Ricordo telefonate di miei amici che, i primi giorni, mi dicevano entusiasti che gli era piaciuto. Poi, una settimana dopo, mi richiamavano e mi dicevano: «Guarda, ci sto ripensando, perché l’hanno visto i miei genitori ed è piaciuto anche a loro, quindi qualcosa non va». Al di là di questi aneddoti, ricordo benissimo che la vita di Ecce bombo coincise con un periodo drammatico della società italiana. Il film uscì l’8 marzo del 1978, otto giorni dopo in Via Fani le Brigate Rosse uccisero cinque uomini della scorta di Aldo Moro e lo rapirono. Ecce bombo rimase in sala durante i quasi due mesi del sequestro. Io raccontavo di giovani molto particolari che facevano autocoscienza, invece c’era un altro tipo di giovani che tenevano in scacco un intero Paese, facendo scelte drammatiche e violente, inventandosi una guerra che non c’era.
Quanta improvvisazione c’è stata sul set di Ecce bombo?
Devo dire che di improvvisato non c’è quasi nulla. Forse solo il mio amico Giorgio Viterbo, che interpretava il giornalista di Telecalifornia, qualcosa d’improvvisato lo ha fatto. Però tutto il resto era scritto.
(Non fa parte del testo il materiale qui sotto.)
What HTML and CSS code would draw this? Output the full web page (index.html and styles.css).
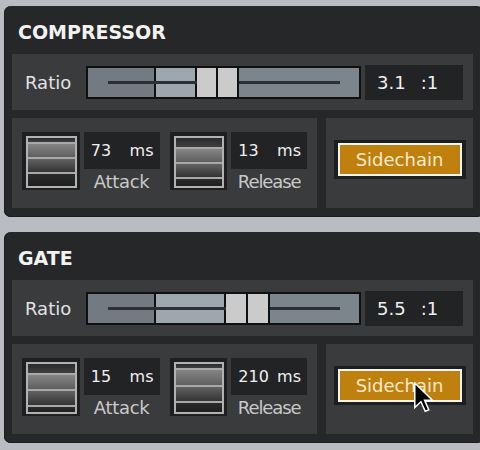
FILE: index.html
```html
<!DOCTYPE html>
<html>
<head>
<meta charset="utf-8">
<link rel="stylesheet" href="styles.css">
</head>
<body>
  <section class="panel">
    <h2 class="title">COMPRESSOR</h2>
    <div class="ratio-row">
      <span class="ratio-label">Ratio</span>
      <div class="slider">
        <div class="seg seg-a"></div>
        <div class="seg seg-b seg-b--comp"></div>
        <div class="seg thumb"></div>
        <div class="seg thumb"></div>
        <div class="seg seg-c"></div>
        <div class="track"></div>
      </div>
      <div class="ratio-value"><span>3.1</span><span class="ratio-unit">:1</span></div>
    </div>
    <div class="lower">
      <div class="box box-left">
        <div class="fader"><div class="fader-in pos-c1"><div class="band ba"></div><div class="band bb"></div><div class="band bc"></div><div class="band bd"></div></div></div>
        <div class="param">
          <div class="value"><span>73</span><span>ms</span></div>
          <div class="label">Attack</div>
        </div>
        <div class="fader"><div class="fader-in pos-c2"><div class="band ba"></div><div class="band bb"></div><div class="band bc"></div><div class="band bd"></div></div></div>
        <div class="param">
          <div class="value"><span>13</span><span>ms</span></div>
          <div class="label label--narrow">Release</div>
        </div>
      </div>
      <div class="box box-right">
        <div class="btn-frame"><div class="btn">Sidechain</div></div>
      </div>
    </div>
  </section>

  <section class="panel panel--second">
    <h2 class="title">GATE</h2>
    <div class="ratio-row">
      <span class="ratio-label">Ratio</span>
      <div class="slider">
        <div class="seg seg-a"></div>
        <div class="seg seg-b seg-b--gate"></div>
        <div class="seg thumb thumb--wide"></div>
        <div class="seg thumb thumb--wide"></div>
        <div class="seg seg-c"></div>
        <div class="track"></div>
      </div>
      <div class="ratio-value"><span>5.5</span><span class="ratio-unit">:1</span></div>
    </div>
    <div class="lower">
      <div class="box box-left">
        <div class="fader"><div class="fader-in pos-g1"><div class="band ba"></div><div class="band bb"></div><div class="band bc"></div><div class="band bd"></div></div></div>
        <div class="param">
          <div class="value"><span>15</span><span>ms</span></div>
          <div class="label">Attack</div>
        </div>
        <div class="fader"><div class="fader-in pos-g2"><div class="band ba"></div><div class="band bb"></div><div class="band bc"></div><div class="band bd"></div></div></div>
        <div class="param">
          <div class="value"><span>210</span><span>ms</span></div>
          <div class="label label--narrow">Release</div>
        </div>
      </div>
      <div class="box box-right">
        <div class="btn-frame"><div class="btn">Sidechain</div></div>
        <svg class="cursor" width="20" height="31" viewBox="0 0 13 20">
          <path d="M0.5 0.5 L0.5 16.5 L4.5 12.8 L7.3 19 L9.6 18 L6.9 11.8 L12 11.8 Z" fill="#000" stroke="#fff" stroke-width="1" stroke-linejoin="miter"/>
        </svg>
      </div>
    </div>
  </section>
</body>
</html>
```

FILE: styles.css
```css
html, body {
  margin: 0;
  padding: 0;
}
body {
  width: 480px;
  height: 450px;
  overflow: hidden;
  background: #b9bdc1;
  padding-top: 6px;
  box-sizing: border-box;
  font-family: "DejaVu Sans", Verdana, sans-serif;
}
.panel {
  margin-left: 4px;
  width: 480px;
  box-sizing: border-box;
  background: #262729;
  border-radius: 7px;
  padding: 15px 11px 9px 8px;
  box-shadow: inset 1px 0 0 #1c1d1f, inset 0 -1px 0 #1c1d1f;
}
.panel--second {
  margin-top: 15px;
}
.title {
  margin: 0 0 11px 6px;
  font-size: 19px;
  line-height: 22px;
  font-weight: bold;
  color: #f2f2f2;
  letter-spacing: 0;
}
.ratio-row {
  display: flex;
  align-items: center;
  height: 56px;
  background: #3a3b3d;
  padding-left: 13px;
}
.ratio-label {
  width: 61px;
  font-size: 18px;
  color: #e2e2e2;
}
.slider {
  position: relative;
  display: flex;
  width: 275px;
  height: 33px;
  box-sizing: border-box;
  border: 2px solid #0f1011;
  background: #7d858c;
}
.seg {
  box-sizing: border-box;
  height: 100%;
  border-right: 2px solid #0f1011;
}
.seg-a {
  width: 68px;
  background: #737a82;
}
.seg-b {
  background: #9ea6ae;
}
.seg-b--comp { width: 41px; }
.seg-b--gate { width: 70px; }
.thumb {
  position: relative;
  z-index: 2;
  width: 21px;
  background: #cbcbcb;
}
.thumb--wide { width: 22px; }
.seg-c {
  flex: 1;
  border-right: 0;
  background: #7d858c;
}
.track {
  position: absolute;
  z-index: 1;
  left: 20px;
  right: 19px;
  top: 13px;
  height: 3px;
  background: #2b3036;
}
.ratio-value {
  margin-left: 4px;
  width: 98px;
  height: 35px;
  box-sizing: border-box;
  background: #222325;
  padding-left: 12px;
  display: flex;
  align-items: center;
  font-size: 18px;
  color: #f0f0f0;
}
.ratio-unit {
  margin-left: 15px;
}
.lower {
  display: flex;
  gap: 9px;
  margin-top: 8px;
}
.box {
  height: 90px;
  background: #3a3b3d;
  box-sizing: border-box;
}
.box-left {
  width: 305px;
  display: flex;
  align-items: flex-start;
  padding: 14px 0 0 10px;
}
.box-right {
  position: relative;
  flex: 1;
  display: flex;
  justify-content: center;
  align-items: flex-start;
  padding-top: 22px;
}
.fader {
  width: 58px;
  height: 58px;
  box-sizing: border-box;
  background: #1e1f21;
  padding: 4px 3px 0 4px;
  margin-right: 4px;
}
.fader-in {
  height: 52px;
  box-sizing: border-box;
  border: 2px solid #b2b2b2;
  display: grid;
}
.pos-c1 { grid-template-rows: 4px 15px 15px 14px; }
.pos-c2 { grid-template-rows: 9px 15px 15px 9px; }
.pos-g1 { grid-template-rows: 9px 16px 16px 7px; }
.pos-g2 { grid-template-rows: 4px 17px 16px 11px; }
.band { box-sizing: border-box; }
.bb, .bc, .bd { border-top: 2px solid #a9a9a9; }
.ba { background: linear-gradient(#2a2a2a, #404040); }
.bb { background: linear-gradient(#858585, #5f5f5f); }
.bc { background: linear-gradient(#626262, #343434); }
.bd { background: linear-gradient(#2b2b2b, #1f1f1f); }
.param {
  width: 76px;
  margin-right: 10px;
  display: flex;
  flex-direction: column;
  align-items: center;
}
.value {
  width: 100%;
  height: 37px;
  box-sizing: border-box;
  background: #222325;
  display: flex;
  align-items: center;
  justify-content: space-between;
  padding: 0 6px 0 7px;
  font-size: 16px;
  color: #f0f0f0;
}
.label {
  margin-top: 3px;
  font-size: 18px;
  line-height: 20px;
  color: #c9c9c9;
  letter-spacing: -0.3px;
}
.label--narrow {
  letter-spacing: -1.1px;
}
.btn-frame {
  background: #1d1e20;
  padding: 3px 4px;
}
.btn {
  width: 124px;
  height: 33px;
  box-sizing: border-box;
  border: 2px solid #f4f4f4;
  background: #c0800e;
  color: #fbeacb;
  font-size: 18px;
  line-height: 29px;
  text-align: center;
}
.cursor {
  position: absolute;
  left: 88px;
  top: 38px;
}
```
Dopo Ecce bombo hai avuto un percorso artistico straordinario che ti ha portato fin qui. Al Nanni Moretti di oggi che effetto fa vedere il Nanni Moretti di Ecce bombo?
Beh, il personaggio non è proprio simpaticissimo. Oggi si direbbe un bel soggettone, forse persino più antipatico di come poteva sembrare allora. Per il resto, è passato quasi mezzo secolo e, insomma, si sente. La cosa strana è che forse io, allora, avendo meno consapevolezza di me, rispetto a oggi, scrivendo e girando quel film, raccontavo un me stesso che, magari, razionalmente, non conoscevo, non decifravo, mettendo in scena cose di me che a livello cosciente non erano affiorate.